Money & Matrimony

A budget is a critical step in your wedding planning.

There are a lot of things to look forward to when planning a wedding. Unfortunately, you can’t get to the fun stuff until you tackle the budget. It might seem mind-boggling, but it doesn’t have to be. A well-done budget will keep costs under control and alleviate stress during the wedding planning process.

Do Your Research
You’ll need an idea of how much weddings cost before you can figure out a realistic budget. Go online to find printable budget worksheets and wedding expense calculators to keep track of your finances. Remember that your wedding location, date and guest list will factor into the price. For instance, intimate and informal weddings in small towns are usually less expensive than large, formal events in urban areas.

Contact multiple vendors to get printed price lists for the different categories of your wedding. Expect to spend roughly half of your budget on the reception, which includes the venue, centerpieces and catering. Your other big expenses will be attire, flowers, entertainment, photography and videography.

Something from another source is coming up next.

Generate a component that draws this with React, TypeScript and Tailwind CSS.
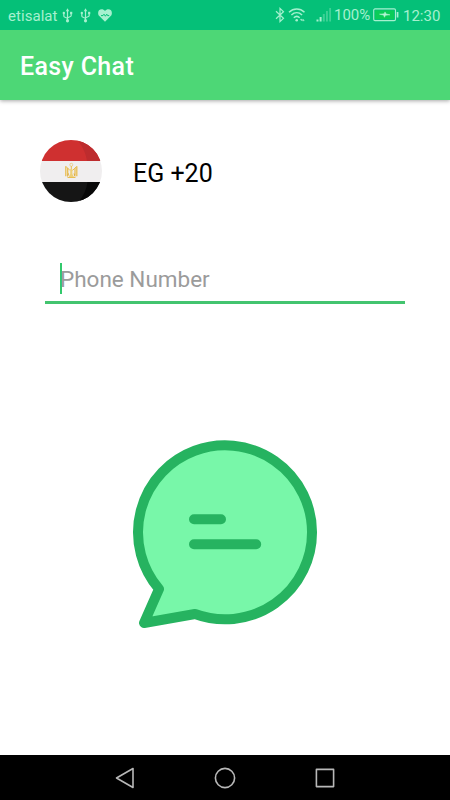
function UsbIcon() {
  return (
    <svg width="11" height="15" viewBox="0 0 12 15" preserveAspectRatio="none" fill="none" stroke="currentColor" strokeWidth="1.3">
      <path d="M6 3v9M2 5.5v2.8c0 1.2 4 1.2 4 2.4M10 5.5v2.3c0 1.2-4 1.2-4 2.4" />
      <path d="M6 .3l1.9 3H4.1z" fill="currentColor" stroke="none" />
      <circle cx="6" cy="12.8" r="1.7" fill="currentColor" stroke="none" />
      <circle cx="2" cy="5" r="1.3" fill="currentColor" stroke="none" />
      <path d="M8.8 3.8h2.4v2.4H8.8z" fill="currentColor" stroke="none" />
    </svg>
  );
}

function HeartIcon() {
  return (
    <svg width="14" height="13" viewBox="0 0 14 13">
      <path
        d="M7 12.7L1.3 7C-.3 5.3-.2 2.6 1 1.3 2.6-.3 5.4-.2 7 1.9 8.6-.2 11.4-.3 13 1.3c1.2 1.3 1.3 4-.3 5.7z"
        fill="currentColor"
      />
      <path d="M3 6.6h2l1-1.4 1.4 2 1.4-2 .8 1.4h1.6" fill="none" stroke="#05c078" strokeWidth="1" />
    </svg>
  );
}

function BluetoothIcon() {
  return (
    <svg width="10" height="16" viewBox="0 0 10 16" fill="none" stroke="currentColor" strokeWidth="1.2">
      <path d="M1 4.3l7.5 7L5 14.6V1.4l3.5 3.3L1 11.7" />
    </svg>
  );
}

function WifiIcon() {
  return (
    <svg width="18" height="14" viewBox="0 0 18 14" fill="none" stroke="currentColor" strokeWidth="1.5">
      <path d="M1 4.2c4.600-4.200 10.900-4.200 15.500 0M3.400 7c3.200-2.900 7.500-2.900 10.700 0M5.800 9.700c1.800-1.600 4.100-1.600 5.900 0" />
      <circle cx="8.7" cy="12.2" r="1.3" fill="currentColor" stroke="none" />
      <path d="M12.3 11.3l1.100 1.500 1.100-1.500zM14.300 12.800l1-1.500 1 1.500z" fill="currentColor" strokeWidth=".4" />
    </svg>
  );
}

function SignalIcon() {
  return (
    <svg width="16" height="14" viewBox="0 0 16 14" fill="currentColor">
      <path d="M.5 11.5h2v2h-2zM3.600 9h2v4.500h-2z" />
      <path d="M6.8 6h2v7.500h-2zM10 3h1.900v10.500H10zM13.200 0h1.800v13.500h-1.800z" opacity=".35" />
    </svg>
  );
}

function BatteryIcon() {
  return (
    <svg width="26" height="14" viewBox="0 0 26 14" fill="none">
      <rect x=".7" y=".9" width="21.8" height="11.7" rx="1.3" stroke="currentColor" strokeWidth="1.1" />
      <rect x="2.2" y="2.4" width="18.8" height="8.7" fill="#0bcc58" />
      <path d="M23.7 4h1.700v5.500h-1.700z" fill="currentColor" />
      <path d="M6.500 6.200l4.700-.4.800-1.900 1.200 2.100 3.800.8-4.500.5-1 2-1-2.200z" fill="#b5f5d5" stroke="#b5f5d5" strokeWidth=".5" />
    </svg>
  );
}

function EgyptFlag() {
  return (
    <svg width="64" height="64" viewBox="0 0 64 64">
      <defs>
        <clipPath id="flag">
          <circle cx="32" cy="32" r="31" />
        </clipPath>
      </defs>
      <g clipPath="url(#flag)">
        <path d="M0 0h64v22H0z" fill="#cf3030" />
        <path d="M0 22h64v21H0z" fill="#f0eeef" />
        <path d="M0 43h64v21H0z" fill="#151515" />
        <path d="M38 0c5 7 9 14 10 22h16V0z" fill="#bd2c2e" />
        <path d="M48.5 43c-1 8-4.500 15-10 21H64V43z" fill="#080808" />
      </g>
      <g fill="none" stroke="#e8bd52">
        <circle cx="32.3" cy="25.8" r="1.5" strokeWidth=".8" opacity=".7" />
        <path d="M26.8 27.200v10M28.700 29v7.500M37.800 27.200v10M36 29v7.500" strokeWidth="1.300" />
        <path d="M27 27.500l4 4M37.500 27.500l-4 4M28.500 38.500h8M32.300 27v3" strokeWidth="1" />
      </g>
      <path d="M31.2 30h2.200v5l1.600 3h-5.400l1.600-3z" fill="#edcf79" />
      <path d="M29.5 34.500l-1 3M35 34.500l1 3" stroke="#dda93b" strokeWidth="1" />
    </svg>
  );
}

function ChatBubble() {
  return (
    <svg width="190" height="196" viewBox="130 436 190 196" strokeLinecap="round" strokeLinejoin="round">
      <path
        d="M159 589A87 87 0 1 1 195 614L144 623Z"
        fill="#78f7a9"
        stroke="#26b360"
        strokeWidth="10"
      />
      <path d="M194 519.2h27M194 544.3h62.2" stroke="#26b360" strokeWidth="10" />
    </svg>
  );
}

function StatusBar() {
  return (
    <div className="z-10 flex h-[30px] items-center justify-between bg-[#05c078] pr-[10px] pl-2 text-[#a6f0cf]">
      <div className="flex items-center pt-px">
        <span className="w-[50px] pt-px text-[15px] tracking-[0.05px]">etisalat</span>
        <span className="ml-[4px]"><UsbIcon /></span>
        <span className="ml-[7px]"><UsbIcon /></span>
        <span className="ml-[7px]"><HeartIcon /></span>
      </div>
      <div className="flex items-center">
        <BluetoothIcon />
        <span className="ml-[3px]"><WifiIcon /></span>
        <span className="ml-[10px]"><SignalIcon /></span>
        <span className="ml-[2px] w-[36px] text-[15px] whitespace-nowrap">100%</span>
        <span className="ml-[3px]"><BatteryIcon /></span>
        <span className="ml-[4px] w-[37px] pt-[2px] text-[15px]">12:30</span>
      </div>
    </div>
  );
}

function NavigationBar() {
  return (
    <nav className="flex h-[45px] items-center justify-center gap-[76px] bg-black text-[#b8b8b8]">
      <svg width="24" height="24" viewBox="0 0 24 24" fill="none" stroke="currentColor" strokeWidth="1.6" strokeLinejoin="round">
        <path d="M3.5 12L20 2.500v19z" />
      </svg>
      <svg width="24" height="24" viewBox="0 0 24 24" fill="none" stroke="currentColor" strokeWidth="1.6">
        <circle cx="12" cy="12" r="9.6" />
      </svg>
      <svg width="24" height="24" viewBox="0 0 24 24" fill="none" stroke="currentColor" strokeWidth="1.6" strokeLinejoin="round">
        <rect x="3.4" y="3.4" width="17.2" height="17.2" />
      </svg>
    </nav>
  );
}

export default function App() {
  return (
    <div className="flex h-[800px] w-[450px] flex-col overflow-hidden bg-white font-['Roboto',sans-serif]">
      <StatusBar />
      <header className="flex h-[70px] items-center bg-[#4dd776] px-5 pt-[3px] shadow-[0_1px_4px_rgba(0,0,0,0.35)]">
        <h1 className="text-[25px] font-medium tracking-[0.35px] text-white">Easy Chat</h1>
      </header>

      <main className="flex flex-1 flex-col">
        <div className="mt-[39px] ml-[39px] flex h-16 items-center gap-[30px]">
          <EgyptFlag />
          <span className="pt-[5px] text-[25px] text-black">EG +20</span>
        </div>

        {/* Phone input */}
        <div className="mx-[45px] mt-[50px] flex h-[51px] items-center border-b-[3px] border-[#43c46f] pl-[15px]">
          <span className="mt-[2px] h-[31px] w-[2px] bg-[#32c96c]" />
          <span className="-ml-[2px] pt-[5px] text-[22.5px] text-[#9b9b9b]">Phone Number</span>
        </div>

        <div className="mt-[132px] flex justify-center">
          <ChatBubble />
        </div>
      </main>

      <NavigationBar />
    </div>
  );
}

A good starting point is to estimate $100 per guest. This gives you $50 for their food and drink and $50 for other expenses. Set aside 5 percent of your budget as an emergency fund for unexpected expenses that might come up. And don’t forget to include the cost of your honeymoon.

Who Pays
Determine early on who will be paying for your wedding. Will you cover the costs yourself or will you have full or partial help from family? Traditionally, the bride and her family pay for the ceremony, reception, transportation and photography. They also pick up the tab for stationery, the groom’s ring and the bride’s wardrobe. The groom’s side takes care of the groom’s outfit, fees for the marriage license and officiate, the bride’s bouquet, all corsages and boutonnieres, the honeymoon and the bride’s rings. Both families split the bill on pre-wedding festivities such as the engagement party, bridal shower and rehearsal dinner.

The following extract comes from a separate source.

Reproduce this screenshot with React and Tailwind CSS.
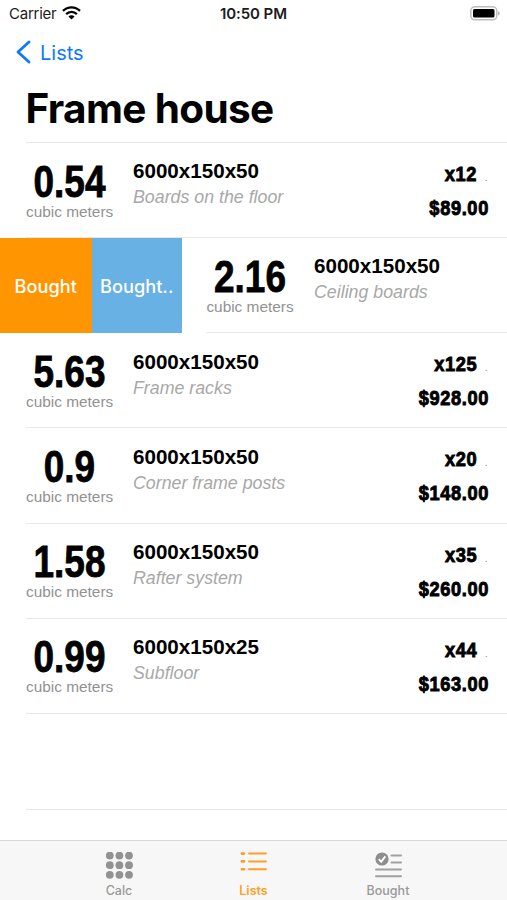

Of course, these are just guidelines. To figure out what will work best for you, try talking to each family separately. Ask if they can commit to a certain dollar amount or specific aspects of the wedding. Another option is to come up with a budget and divide the expenses equally among all family members. If you and your partner end up going it alone, don’t worry. According to, 37 percent of couples contribute financially to their own weddings.

Set Priorities
Have a discussion with your future spouse about what is most important to both of you for your wedding day. Pick three to five must-haves and devote the bulk of your budget to these items. For example, if you decide to splurge on food and photography, consider spending less on flowers and entertainment. Stay focused on your priorities and the rest of your budget will fall into place.